YOUR TASK: Restate the whole of the material. Keep every word, and drop the pictures.

§

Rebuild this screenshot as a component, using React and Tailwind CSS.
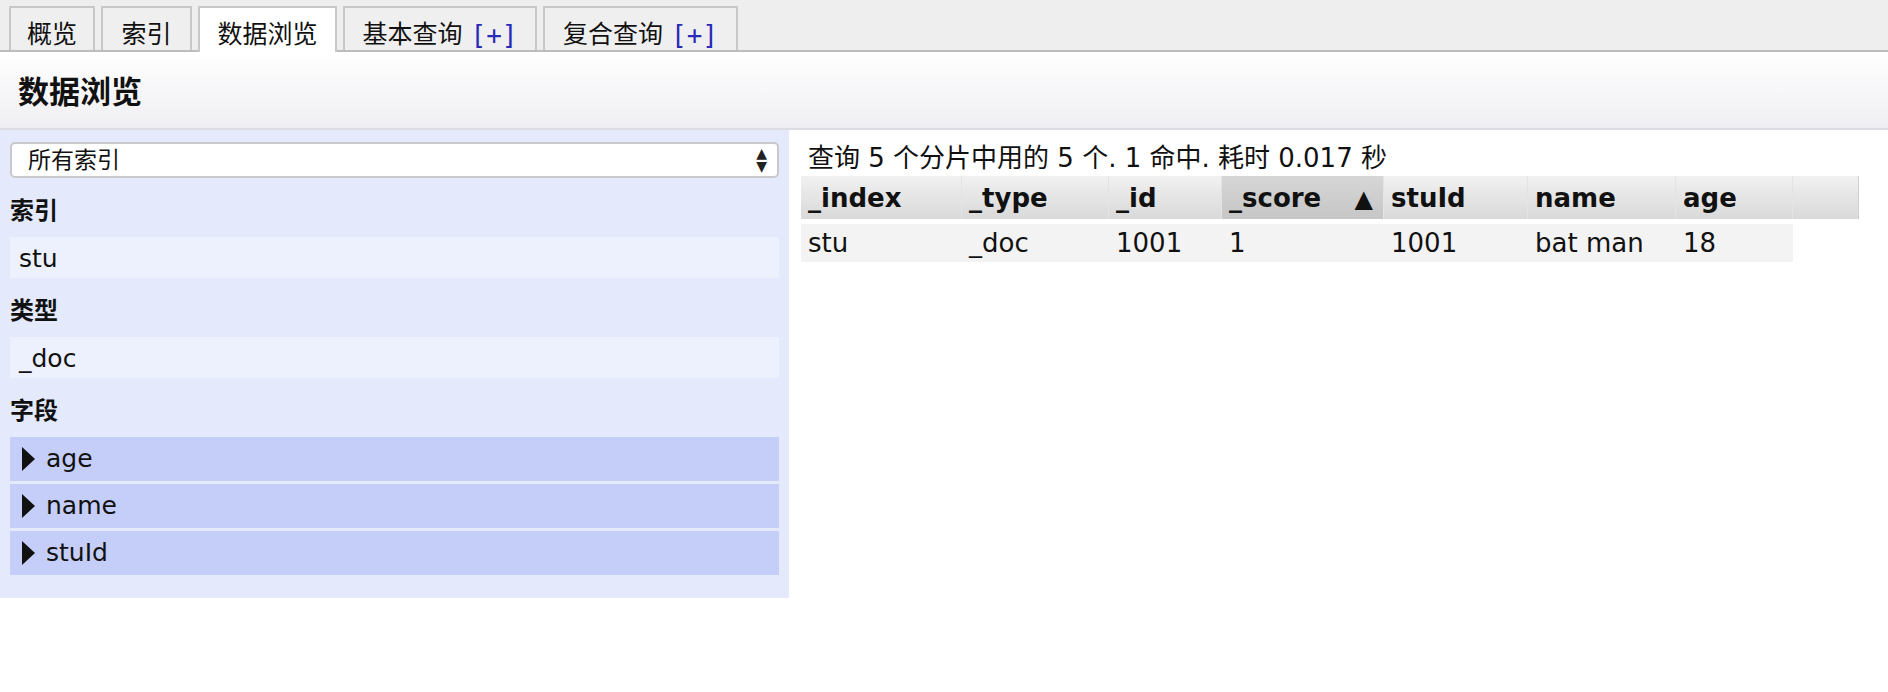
import React from "react";

const tabs = [
  { label: "概览", w: "w-[86px]" },
  { label: "索引", w: "w-[91px]" },
  { label: "数据浏览", w: "w-[139px]", active: true },
  { label: "基本查询", w: "w-[194px]", plus: true },
  { label: "复合查询", w: "w-[195px]", plus: true },
];

const columns = [
  { key: "_index", w: "w-[161px]" },
  { key: "_type", w: "w-[147px]" },
  { key: "_id", w: "w-[113px]" },
  { key: "_score", w: "w-[162px]", sorted: true },
  { key: "stuId", w: "w-[144px]" },
  { key: "name", w: "w-[148px]" },
  { key: "age", w: "w-[117px]" },
];

const row = ["stu", "_doc", "1001", "1", "1001", "bat man", "18"];

const fields = ["age", "name", "stuId"];

const Label = ({ children }) => (
  <div className="h-[59px] flex items-center pt-[6px] font-bold text-[24px] text-[#111]">
    {children}
  </div>
);

const ValueRow = ({ children }) => (
  <div className="h-[41px] flex items-center pl-[9px] pt-[3px] bg-[#edf1fd] text-[25px] text-[#111]">
    {children}
  </div>
);

const App = () => {
  return (
    <div className="w-[1888px] h-[692px] overflow-hidden bg-white text-[#111] font-['DejaVu_Sans','Noto_Sans_CJK_SC',sans-serif]">
      {/* tab bar */}
      <div className="h-[52px] bg-[#eeeeee] border-b-2 border-[#bcbcbc] flex items-end gap-[6px] pl-[9px]">
        {tabs.map((t) => (
          <div
            key={t.label}
            className={
              t.active
                ? `${t.w} h-[46px] -mb-[2px] bg-white border-2 border-b-0 border-[#c8c8c8] flex items-center justify-center text-[25px] pt-[12px] pb-[2px]`
                : `${t.w} h-[44px] bg-[#efefef] border-2 border-b-0 border-[#c8c8c8] flex items-center justify-center text-[25px] pt-[12px]`
            }
          >
            <span>{t.label}</span>
            {t.plus && (
              <span className="ml-[8px] text-[#2a2ab8] font-['DejaVu_Sans_Mono',monospace] text-[26px]">
                [+]
              </span>
            )}
          </div>
        ))}
      </div>

      {/* page header */}
      <div className="h-[78px] bg-gradient-to-b from-white to-[#efeff3] border-b-2 border-[#dcdde2] flex items-center pl-[18px] pt-[5px]">
        <span className="text-[31px] font-bold">数据浏览</span>
      </div>

      <div className="flex">
        {/* left panel */}
        <div className="w-[789px] bg-[#e4e9fb] px-[10px] pt-[12px] pb-[23px]">
          <div className="h-[36px] bg-white border-2 border-[#c9c9cc] rounded-[5px] flex items-center justify-between pl-[16px] pr-[10px]">
            <span className="text-[23px]">所有索引</span>
            <span className="flex flex-col text-[14px] leading-[13px] text-[#222]">
              <span>▲</span>
              <span>▼</span>
            </span>
          </div>

          <Label>索引</Label>
          <ValueRow>stu</ValueRow>
          <Label>类型</Label>
          <ValueRow>_doc</ValueRow>
          <Label>字段</Label>

          <div className="flex flex-col gap-[3px]">
            {fields.map((f) => (
              <div
                key={f}
                className="h-[44px] bg-[#c5cef8] flex items-center pl-[11px] gap-[10px] text-[25px]"
              >
                <svg width="15" height="26" viewBox="0 0 15 26">
                  <path d="M1 1 L14 13 L1 25 Z" fill="#111" />
                </svg>
                <span>{f}</span>
              </div>
            ))}
          </div>
        </div>

        {/* results */}
        <div className="flex-1 pl-[12px] pt-[10px]">
          <div className="h-[36px] flex items-center pl-[7px] text-[26px]">
            查询 5 个分片中用的 5 个. 1 命中. 耗时 0.017 秒
          </div>
          <div className="flex h-[43px]">
            {columns.map((c) => (
              <div
                key={c.key}
                className={
                  c.sorted
                    ? `${c.w} bg-gradient-to-b from-[#d6d6d6] to-[#c6c6c6] border-r border-[#e4e4e4] flex items-center justify-between pl-[7px] pr-[10px] pt-[2px] font-bold text-[26px]`
                    : `${c.w} bg-gradient-to-b from-[#f1f1f1] to-[#d9d9d9] border-r border-[#e4e4e4] flex items-center pl-[7px] pt-[2px] font-bold text-[26px]`
                }
              >
                <span>{c.key}</span>
                {c.sorted && <span className="text-[24px]">▲</span>}
              </div>
            ))}
            <div className="w-[66px] bg-gradient-to-b from-[#f1f1f1] to-[#d9d9d9] border-r border-[#cfcfcf]" />
          </div>
          <div className="flex h-[38px] mt-[5px]">
            {columns.map((c, i) => (
              <div
                key={c.key}
                className={`${c.w} bg-[#f3f3f3] flex items-center pl-[7px] text-[26px]`}
              >
                {row[i]}
              </div>
            ))}
          </div>
        </div>
      </div>
    </div>
  );
};

export default App;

§

TASK RESPONSE:
Rebuild this screenshot as a component, using React and Tailwind CSS.
import React from "react";

const tabs = [
  { label: "概览", w: "w-[86px]" },
  { label: "索引", w: "w-[91px]" },
  { label: "数据浏览", w: "w-[139px]", active: true },
  { label: "基本查询", w: "w-[194px]", plus: true },
  { label: "复合查询", w: "w-[195px]", plus: true },
];

const columns = [
  { key: "_index", w: "w-[161px]" },
  { key: "_type", w: "w-[147px]" },
  { key: "_id", w: "w-[113px]" },
  { key: "_score", w: "w-[162px]", sorted: true },
  { key: "stuId", w: "w-[144px]" },
  { key: "name", w: "w-[148px]" },
  { key: "age", w: "w-[117px]" },
];

const row = ["stu", "_doc", "1001", "1", "1001", "bat man", "18"];

const fields = ["age", "name", "stuId"];

const Label = ({ children }) => (
  <div className="h-[59px] flex items-center pt-[6px] font-bold text-[24px] text-[#111]">
    {children}
  </div>
);

const ValueRow = ({ children }) => (
  <div className="h-[41px] flex items-center pl-[9px] pt-[3px] bg-[#edf1fd] text-[25px] text-[#111]">
    {children}
  </div>
);

const App = () => {
  return (
    <div className="w-[1888px] h-[692px] overflow-hidden bg-white text-[#111] font-['DejaVu_Sans','Noto_Sans_CJK_SC',sans-serif]">
      {/* tab bar */}
      <div className="h-[52px] bg-[#eeeeee] border-b-2 border-[#bcbcbc] flex items-end gap-[6px] pl-[9px]">
        {tabs.map((t) => (
          <div
            key={t.label}
            className={
              t.active
                ? `${t.w} h-[46px] -mb-[2px] bg-white border-2 border-b-0 border-[#c8c8c8] flex items-center justify-center text-[25px] pt-[12px] pb-[2px]`
                : `${t.w} h-[44px] bg-[#efefef] border-2 border-b-0 border-[#c8c8c8] flex items-center justify-center text-[25px] pt-[12px]`
            }
          >
            <span>{t.label}</span>
            {t.plus && (
              <span className="ml-[8px] text-[#2a2ab8] font-['DejaVu_Sans_Mono',monospace] text-[26px]">
                [+]
              </span>
            )}
          </div>
        ))}
      </div>

      {/* page header */}
      <div className="h-[78px] bg-gradient-to-b from-white to-[#efeff3] border-b-2 border-[#dcdde2] flex items-center pl-[18px] pt-[5px]">
        <span className="text-[31px] font-bold">数据浏览</span>
      </div>

      <div className="flex">
        {/* left panel */}
        <div className="w-[789px] bg-[#e4e9fb] px-[10px] pt-[12px] pb-[23px]">
          <div className="h-[36px] bg-white border-2 border-[#c9c9cc] rounded-[5px] flex items-center justify-between pl-[16px] pr-[10px]">
            <span className="text-[23px]">所有索引</span>
            <span className="flex flex-col text-[14px] leading-[13px] text-[#222]">
              <span>▲</span>
              <span>▼</span>
            </span>
          </div>

          <Label>索引</Label>
          <ValueRow>stu</ValueRow>
          <Label>类型</Label>
          <ValueRow>_doc</ValueRow>
          <Label>字段</Label>

          <div className="flex flex-col gap-[3px]">
            {fields.map((f) => (
              <div
                key={f}
                className="h-[44px] bg-[#c5cef8] flex items-center pl-[11px] gap-[10px] text-[25px]"
              >
                <svg width="15" height="26" viewBox="0 0 15 26">
                  <path d="M1 1 L14 13 L1 25 Z" fill="#111" />
                </svg>
                <span>{f}</span>
              </div>
            ))}
          </div>
        </div>

        {/* results */}
        <div className="flex-1 pl-[12px] pt-[10px]">
          <div className="h-[36px] flex items-center pl-[7px] text-[26px]">
            查询 5 个分片中用的 5 个. 1 命中. 耗时 0.017 秒
          </div>
          <div className="flex h-[43px]">
            {columns.map((c) => (
              <div
                key={c.key}
                className={
                  c.sorted
                    ? `${c.w} bg-gradient-to-b from-[#d6d6d6] to-[#c6c6c6] border-r border-[#e4e4e4] flex items-center justify-between pl-[7px] pr-[10px] pt-[2px] font-bold text-[26px]`
                    : `${c.w} bg-gradient-to-b from-[#f1f1f1] to-[#d9d9d9] border-r border-[#e4e4e4] flex items-center pl-[7px] pt-[2px] font-bold text-[26px]`
                }
              >
                <span>{c.key}</span>
                {c.sorted && <span className="text-[24px]">▲</span>}
              </div>
            ))}
            <div className="w-[66px] bg-gradient-to-b from-[#f1f1f1] to-[#d9d9d9] border-r border-[#cfcfcf]" />
          </div>
          <div className="flex h-[38px] mt-[5px]">
            {columns.map((c, i) => (
              <div
                key={c.key}
                className={`${c.w} bg-[#f3f3f3] flex items-center pl-[7px] text-[26px]`}
              >
                {row[i]}
              </div>
            ))}
          </div>
        </div>
      </div>
    </div>
  );
};

export default App;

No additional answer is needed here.